At least two outcomes worked to inform and potentially preserve the authority of voters over the forces that would usurp that power from them.

First is the emerging role of the Texas news media in showing us all the intentions of the statist organization Empower Texans.

They have begun outing the wealthy oil barons behind it and its companion entity, Texas Right to Life, with plans to wrest control of cities and school districts through legislators they have endorsed and lavishly funded.

Second are the plain-spoken words of those lawmakers previously favored by Empower Texans and then dumped when they dared not to follow the organization’s instructions.

Among others, the Star-Telegram has done a good job of illustrating both of these developments.
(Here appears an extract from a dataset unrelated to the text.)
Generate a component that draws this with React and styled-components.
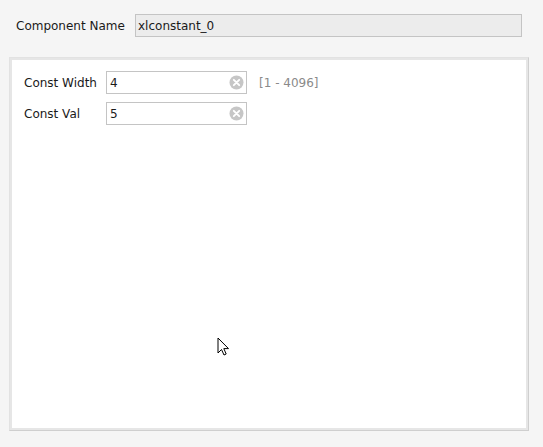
import React from 'react'
import styled, { createGlobalStyle } from 'styled-components'

const GlobalStyle = createGlobalStyle`
  html, body {
    margin: 0;
    padding: 0;
    background: #f5f5f5;
  }
  body {
    font-family: "DejaVu Sans", "Liberation Sans", sans-serif;
    font-size: 12px;
    color: #1a1a1a;
  }
`

const Page = styled.div`
  width: 543px;
  height: 447px;
  box-sizing: border-box;
  padding: 14px 14px 0 9px;
  position: relative;
  overflow: hidden;
`

const NameRow = styled.div`
  display: flex;
  align-items: center;
  padding-left: 7px;
  height: 23px;
`

const NameLabel = styled.span`
  width: 119px;
  flex-shrink: 0;
  white-space: nowrap;
`

const NameBox = styled.div`
  flex: 1;
  height: 23px;
  box-sizing: border-box;
  border: 1px solid #c4c4c4;
  background: #ececec;
  display: flex;
  align-items: center;
  padding-left: 2px;
  margin-right: 7px;
`

const Panel = styled.div`
  margin-top: 20px;
  width: 520px;
  height: 374px;
  box-sizing: border-box;
  border: 1px solid #cfcfcf;
  border-top-color: #e2e2e2;
  border-left-color: #e2e2e2;
  box-shadow: inset 0 0 0 2px #e6e6e6;
  background: #fff;
  padding: 13px 14px;
  display: grid;
  grid-template-columns: 75px 141px auto;
  grid-auto-rows: 23px;
  row-gap: 8px;
  column-gap: 7px;
  align-content: start;
  align-items: center;
`

const FieldLabel = styled.span`
  white-space: nowrap;
`

const Field = styled.div`
  height: 23px;
  box-sizing: border-box;
  border: 1px solid #c4c4c4;
  background: #fff;
  display: flex;
  align-items: center;
  justify-content: space-between;
  padding: 0 2px 0 3px;
`

const Range = styled.span`
  color: #8a8a8a;
  margin-left: 5px;
`

const ClearIcon = () => (
  <svg width="15" height="15" viewBox="0 0 15 15">
    <circle cx="7.5" cy="7.5" r="7" fill="#c6c6c6" />
    <path d="M4.8 4.8 L10.2 10.2 M10.2 4.8 L4.8 10.2" stroke="#fff" strokeWidth="1.9" strokeLinecap="round" />
  </svg>
)

const Cursor = styled.svg`
  position: absolute;
  left: 217px;
  top: 337px;
`

export default function App() {
  return (
    <>
      <GlobalStyle />
      <Page>
        <NameRow>
          <NameLabel>Component Name</NameLabel>
          <NameBox>xlconstant_0</NameBox>
        </NameRow>
        <Panel>
          <FieldLabel>Const Width</FieldLabel>
          <Field>4<ClearIcon /></Field>
          <Range>[1 - 4096]</Range>
          <FieldLabel>Const Val</FieldLabel>
          <Field>5<ClearIcon /></Field>
          <span />
        </Panel>
        <Cursor width="13" height="20" viewBox="0 0 13 20">
          <path d="M1 1 L1 16 L4.5 12.5 L7 18 L9.2 17 L6.8 11.6 L11.5 11.6 Z" fill="#fff" stroke="#000" strokeWidth="1" strokeLinejoin="round" />
        </Cursor>
      </Page>
    </>
  )
}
The paper’s recent editorial published two days after the primary elections, highlighted the experience of house republican Giovanni Capriglione of Southlake who had lost the endorsement of Empower Texans.

He explained how he would get daily emails from the West Texas organization telling him how to vote. When he instead did what he believed to be in the interest of the people he represented, they endorsed and funded his opponent.

The same thing happened to Rep. Charlie Geren in both of the last two election cycles. Empower Texans donors even resorted to a new high in attack ads sending out materials so deceptive that they have come under review in Austin as criminal election law violations.

Both Capriglione and Geren, mincing no words in calling out the organization’s practices and operatives as liars, were again victorious and echoed their principled belief that they don’t need forces outside of Tarrant County telling them what to do.

Quoted on election night, Capriglione said, "They did try to buy the election. The people saw right through it. They tried to buy the election and have people in Austin who would do their bidding instead of representing the district.”

The Texas Tribune highlighted other legislators who have lost favor with their Empower Texans funders because they would not behave as their puppets.

We are going to see all of this played out in likely dramatic fashion as we move toward the November 6 elections with Tarrant County’s Senate District 10 believed to be the race that Empower Texans considers their most important.

Backed with their money, State Sen. Konni Burton will face her democrat opponent Beverly Powell and, as the headline reads, the gloves have already come off.

Burton speaking of Powell: “I will be reaching out to my democrat opponent in the coming days and weeks to define the terms for future debates.”

Powell, in response: “We heard loud and clear from families across Tarrant County who are ready for leadership that puts our schools, good jobs, public safety and economic development ahead of a narrow, inflexible ideology that has taken over our state Capitol.”

Burton declared in a WFAA Channel 8 interview that she expected to spend $1.5 million to get reelected to her $600 per month job. If her previous financil reports are any indication, most of that money will not come from the people of her district.

In the end, it will be up to voters to decide the fundamental question of who will run state affairs. Will it be the oil barons of West Texas or We the People?

We know what the answer should be.

The challenge for us will be not to fall for the appealing demagoguery of tax cuts and other deceptive promises that will, if believed, result in anything but government by the consent of the governed.

Richard Greene is a former Arlington mayor and served as an appointee of President George W. Bush as regional administrator for the Environmental Protection Agency.